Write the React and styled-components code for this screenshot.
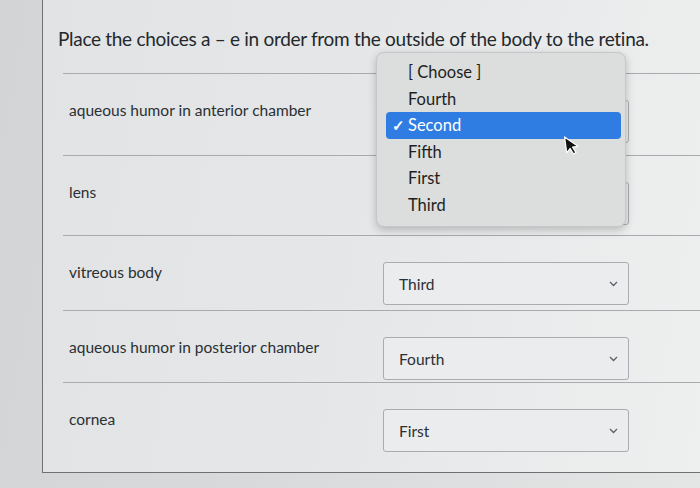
import styled, { createGlobalStyle } from "styled-components";

const GlobalStyle = createGlobalStyle`
  html, body {
    margin: 0;
    padding: 0;
    background: #d6d7d8;
    font-family: Lato, "Noto Sans", sans-serif;
  }
`;

// the first two selects sit under the open menu, so their value is hidden
const rows = [
  { label: "aqueous humor in anterior chamber", value: "", height: 82 },
  { label: "lens", value: "", height: 80 },
  { label: "vitreous body", value: "Third", height: 75 },
  { label: "aqueous humor in posterior chamber", value: "Fourth", height: 72 },
  { label: "cornea", value: "First", height: 89 },
];

const options = ["[ Choose ]", "Fourth", "Second", "Fifth", "First", "Third"];

const Chevron = () => (
  <svg width="9" height="6" viewBox="0 0 9 6" fill="none">
    <path d="M1 1l3.5 3.5L8 1" stroke="#5b6166" strokeWidth="1.3" />
  </svg>
);

const Pointer = () => (
  <svg width="14" height="21" viewBox="0 0 14 21">
    <path
      d="M1 1v16l4-3.8 2.6 6 2.6-1.1-2.6-5.9H13z"
      fill="#111"
      stroke="#fff"
      strokeWidth="1.2"
      strokeLinejoin="round"
    />
  </svg>
);

const App = () => {
  return (
    <Page>
      <GlobalStyle />
      <Panel>
        <Question>
          Place the choices a – e in order from the outside of the body to the
          retina.
        </Question>
        <Rows>
          {rows.map((r, i) => (
            <Row key={i} $h={r.height}>
              <Label>{r.label}</Label>
              <Select>
                <span>{r.value}</span>
                <Chevron />
              </Select>
            </Row>
          ))}
        </Rows>
        <Menu>
          {options.map((o) => (
            <Item key={o} $active={o === "Second"}>
              {o === "Second" && <Check>✓</Check>}
              {o}
            </Item>
          ))}
          <Cursor>
            <Pointer />
          </Cursor>
        </Menu>
      </Panel>
    </Page>
  );
};

export default App;

const Page = styled.div`
  width: 700px;
  height: 488px;
  overflow: hidden;
  background: linear-gradient(100deg, #d3d4d5 0%, #d8d9da 40%, #e4e6e6 100%);
`;

const Panel = styled.div`
  position: relative;
  box-sizing: border-box;
  margin-left: 42px;
  height: 473px;
  border-left: 1px solid #6d7174;
  border-bottom: 1px solid #6d7174;
  background: linear-gradient(100deg, #e2e3e4 0%, #e6e7e8 50%, #eef0f0 100%);
  color: #2d3b45;
`;

const Question = styled.div`
  padding: 27px 0 0 15px;
  font-size: 19px;
  letter-spacing: -0.3px;
  line-height: 24px;
  color: #23282c;
  white-space: nowrap;
`;

const Rows = styled.div`
  margin: 22px 0 0 20px;
`;

const Row = styled.div`
  display: grid;
  grid-template-columns: 320px 246px;
  align-items: start;
  height: ${(p) => p.$h}px;
  border-top: 1px solid #a8abad;
  box-sizing: border-box;
`;

const Label = styled.div`
  padding: 26px 0 0 6px;
  font-size: 15.5px;
  line-height: 20px;
  color: #2a3034;
`;

const Select = styled.div`
  margin-top: 26px;
  height: 43px;
  box-sizing: border-box;
  display: flex;
  align-items: center;
  justify-content: space-between;
  padding: 0 10px 0 15px;
  border: 1px solid #a9adb0;
  border-radius: 3px;
  background: #ebeced;
  font-size: 15.5px;
  color: #2a3034;
`;

const Menu = styled.div`
  position: absolute;
  left: 333px;
  top: 52px;
  width: 250px;
  box-sizing: border-box;
  padding: 6px 4px 8px 9px;
  background: #dcdddd;
  border: 1px solid #c6c7c8;
  border-radius: 8px;
  box-shadow: 0 3px 8px rgba(0, 0, 0, 0.22);
`;

const Item = styled.div`
  position: relative;
  height: 26.5px;
  line-height: 26.5px;
  padding-left: 22px;
  border-radius: 4px;
  font-size: 16.5px;
  color: ${(p) => (p.$active ? "#ffffff" : "#1e1f20")};
  background: ${(p) => (p.$active ? "#2f7de3" : "transparent")};
`;

const Check = styled.span`
  position: absolute;
  left: 6px;
  font-size: 15px;
  font-weight: 700;
`;

const Cursor = styled.div`
  position: absolute;
  left: 188px;
  top: 82px;
  transform: rotate(-8deg);
`;
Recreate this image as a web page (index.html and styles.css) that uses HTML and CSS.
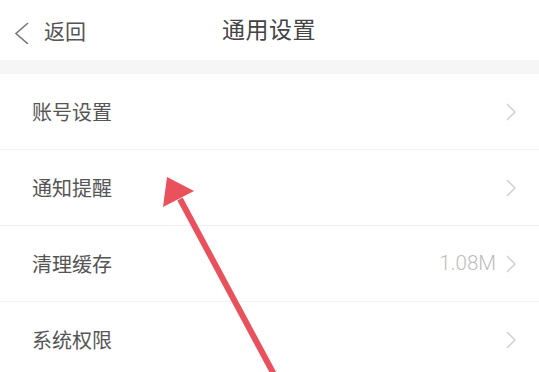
FILE: index.html
```html
<!DOCTYPE html>
<html lang="zh">
<head>
<meta charset="utf-8">
<link rel="stylesheet" href="styles.css">
</head>
<body>
<div class="page">
  <header class="topbar">
    <div class="back">
      <svg class="back-icon" width="16" height="22" viewBox="0 0 16 22"><polyline points="14,1 2,11.5 14,22" fill="none" stroke="#777" stroke-width="1.6"/></svg>
      <span class="back-text">返回</span>
    </div>
    <div class="title">通用设置</div>
  </header>
  <div class="band"></div>
  <ul class="list">
    <li class="row"><span class="label">账号设置</span><span class="right"><svg class="chev" width="10" height="18" viewBox="0 0 10 18"><polyline points="1,1 9,9 1,17" fill="none" stroke="#cfcfcf" stroke-width="1.5"/></svg></span></li>
    <li class="row"><span class="label">通知提醒</span><span class="right"><svg class="chev" width="10" height="18" viewBox="0 0 10 18"><polyline points="1,1 9,9 1,17" fill="none" stroke="#cfcfcf" stroke-width="1.5"/></svg></span></li>
    <li class="row"><span class="label">清理缓存</span><span class="right"><span class="value">1.08M</span><svg class="chev" width="10" height="18" viewBox="0 0 10 18"><polyline points="1,1 9,9 1,17" fill="none" stroke="#cfcfcf" stroke-width="1.5"/></svg></span></li>
    <li class="row"><span class="label">系统权限</span><span class="right"><svg class="chev" width="10" height="18" viewBox="0 0 10 18"><polyline points="1,1 9,9 1,17" fill="none" stroke="#cfcfcf" stroke-width="1.5"/></svg></span></li>
  </ul>
  <svg class="arrow" width="539" height="372" viewBox="0 0 539 372">
    <line x1="180" y1="199" x2="277" y2="380" stroke="#e9515c" stroke-width="6"/>
    <polygon points="167,177 194,191 163,207" fill="#e9515c"/>
  </svg>
</div>
</body>
</html>
```
FILE: styles.css
```css
html, body {
  margin: 0;
  padding: 0;
  background: #fff;
}
.page {
  position: relative;
  width: 539px;
  height: 372px;
  overflow: hidden;
  font-family: "Noto Sans CJK SC", "Noto Sans", sans-serif;
}
.topbar {
  position: relative;
  height: 60px;
  display: flex;
  align-items: center;
  background: #fff;
}
.back {
  display: flex;
  align-items: center;
  padding-left: 14px;
  gap: 14px;
}
.back-icon {
  display: block;
  margin-top: 6px;
}
.back-text {
  font-size: 21px;
  color: #555;
  line-height: 1;
}
.title {
  position: absolute;
  left: 222px;
  top: 17px;
  font-size: 23px;
  color: #444;
  line-height: 1;
  letter-spacing: 0.5px;
}
.band {
  height: 14px;
  background: #f6f6f6;
}
.list {
  list-style: none;
  margin: 0;
  padding: 0;
}
.row {
  height: 75px;
  border-bottom: 1px solid #f1f1f1;
  display: flex;
  align-items: center;
  justify-content: space-between;
  padding: 0 23px 0 32px;
}
.label {
  font-size: 20px;
  color: #555;
  line-height: 1;
}
.right {
  display: flex;
  align-items: center;
  gap: 10px;
}
.value {
  font-family: Roboto, "Noto Sans", sans-serif;
  font-weight: 300;
  font-size: 20.5px;
  color: #bdbdbd;
  line-height: 1;
}
.chev {
  display: block;
}
.arrow {
  position: absolute;
  left: 0;
  top: 0;
  pointer-events: none;
}
```
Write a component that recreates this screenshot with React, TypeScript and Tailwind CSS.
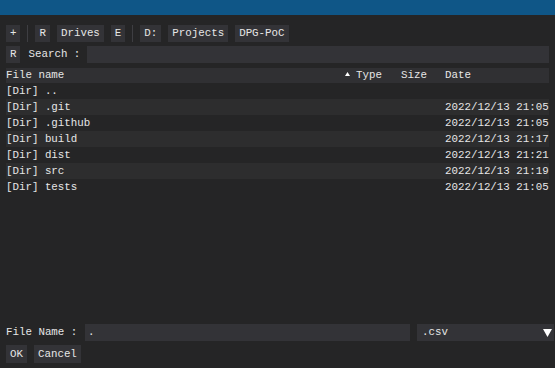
import React from "react";

const rows = [
  { name: "[Dir] ..", date: "" },
  { name: "[Dir] .git", date: "2022/12/13 21:05" },
  { name: "[Dir] .github", date: "2022/12/13 21:05" },
  { name: "[Dir] build", date: "2022/12/13 21:17" },
  { name: "[Dir] dist", date: "2022/12/13 21:21" },
  { name: "[Dir] src", date: "2022/12/13 21:19" },
  { name: "[Dir] tests", date: "2022/12/13 21:05" },
];

function Btn({ label, tall }: { label: string; tall?: boolean }) {
  return (
    <div
      className={`${tall ? "h-[18px]" : "h-[17px]"} px-[4px] bg-[#333337] flex items-center justify-center leading-none`}
    >
      {label}
    </div>
  );
}

function Sep() {
  return <div className="w-px h-[17px] bg-[#3e3e42]" />;
}

export default function App() {
  return (
    <div
      className="w-[555px] h-[368px] bg-[#252526] text-[#e6e6e6] text-[10.8px] flex flex-col overflow-hidden"
      style={{ fontFamily: '"Liberation Mono", "DejaVu Sans Mono", monospace' }}
    >
      {/* title bar */}
      <div className="h-[15px] bg-[#0f5687] shrink-0" />

      {/* path toolbar */}
      <div className="mt-[10px] ml-[6px] flex items-center gap-[7px]">
        <Btn label="+" />
        <Sep />
        <Btn label="R" />
        <Btn label="Drives" />
        <Btn label="E" />
        <Sep />
        <Btn label="D:" />
        <Btn label="Projects" />
        <Btn label="DPG-PoC" />
      </div>

      {/* search */}
      <div className="mt-[4px] mx-[6px] flex items-center">
        <Btn label="R" />
        <span className="ml-[8px] w-[59px]">Search :</span>
        <div className="flex-1 h-[17px] bg-[#333337]" />
      </div>

      {/* file table */}
      <div className="mt-[5px] mx-[6px] flex-1">
        <div className="h-[15px] bg-[#303033] flex items-center">
          <span className="w-[339px]">File name</span>
          <div className="w-[56px] flex items-center">
            <svg width="5" height="4" viewBox="0 0 5 4" className="mb-[3px]">
              <polygon points="2.5,0 5,4 0,4" fill="#ffffff" />
            </svg>
            <span className="ml-[6px]">Type</span>
          </div>
          <span className="w-[44px]">Size</span>
          <span>Date</span>
        </div>
        {rows.map((r, i) => (
          <div
            key={r.name}
            className={`h-[16px] flex items-center ${i % 2 === 1 ? "bg-[#2d2d2e]" : ""}`}
          >
            <span className="w-[439px]">{r.name}</span>
            <span>{r.date}</span>
          </div>
        ))}
      </div>

      {/* footer */}
      <div className="ml-[6px] flex items-center">
        <span className="w-[79px]">File Name :</span>
        <div className="w-[325px] h-[17px] bg-[#333337] flex items-center pl-[3px]">.</div>
        <div className="ml-[7px] w-[137px] h-[17px] bg-[#333337] flex items-center justify-between pl-[5px] pr-[2px]">
          <span>.csv</span>
          <svg width="9" height="8" viewBox="0 0 9 8">
            <polygon points="0,0 9,0 4.5,8" fill="#ffffff" />
          </svg>
        </div>
      </div>
      <div className="mt-[4px] mb-[5px] ml-[6px] flex items-center gap-[7px]">
        <Btn label="OK" tall />
        <Btn label="Cancel" tall />
      </div>
    </div>
  );
}
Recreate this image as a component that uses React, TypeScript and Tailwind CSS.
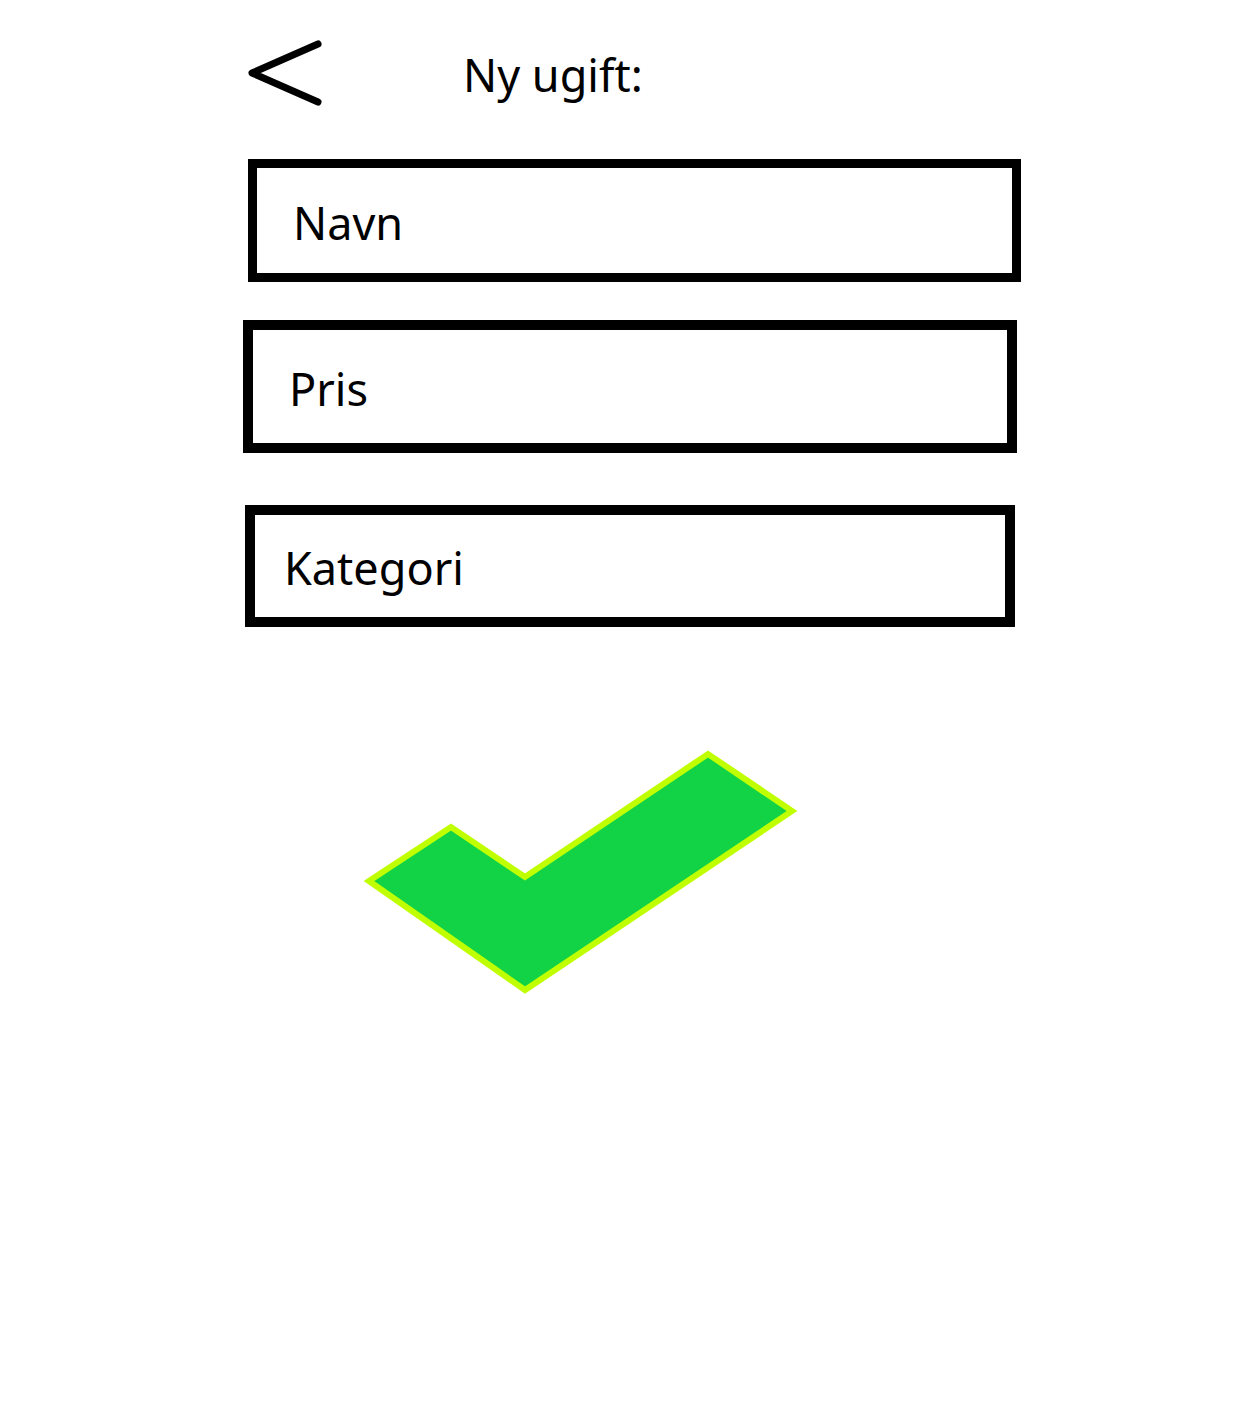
import React from "react";

export default function App() {
  return (
    <div className="min-h-[1424px] w-full bg-white text-black font-['Noto_Sans',sans-serif]">
      <div className="flex h-[159px] items-start">
        <svg className="ml-[246px] mt-[38px] shrink-0" width="80" height="70" viewBox="0 0 80 70" fill="none">
          <path d="M72 6 L6 35 L72 64" stroke="#000" strokeWidth="7" strokeLinecap="round" strokeLinejoin="round" />
        </svg>
        <div className="ml-[137px] mt-[47px] text-[45px] leading-[56px]">Ny ugift:</div>
      </div>

      <div className="ml-[248px] flex h-[123px] w-[773px] items-center border-[9px] border-black pl-[36px] pt-[4px] text-[45px] leading-[56px]">
        Navn
      </div>

      <div className="ml-[243px] mt-[38px] flex h-[133px] w-[774px] items-center border-[10px] border-black pl-[36px] pt-[4px] text-[45px] leading-[56px]">
        Pris
      </div>

      <div className="ml-[245px] mt-[52px] flex h-[122px] w-[770px] items-center border-[10px] border-black pl-[29px] pt-[4px] text-[45px] leading-[56px]">
        Kategori
      </div>

      <svg className="ml-[360px] mt-[118px] block" width="440" height="255" viewBox="0 0 440 255">
        <polygon
          points="9,136 91,82 165,132 348,9 432,66 165,245"
          fill="#12d345"
          stroke="#bfff00"
          strokeWidth="6"
          strokeLinejoin="miter"
        />
      </svg>
    </div>
  );
}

________

**WHAT YOU ARE ASKED TO DO**
Say how many lines in the entries contain the string "that", and leave out everything else.

**OUTPUT**
3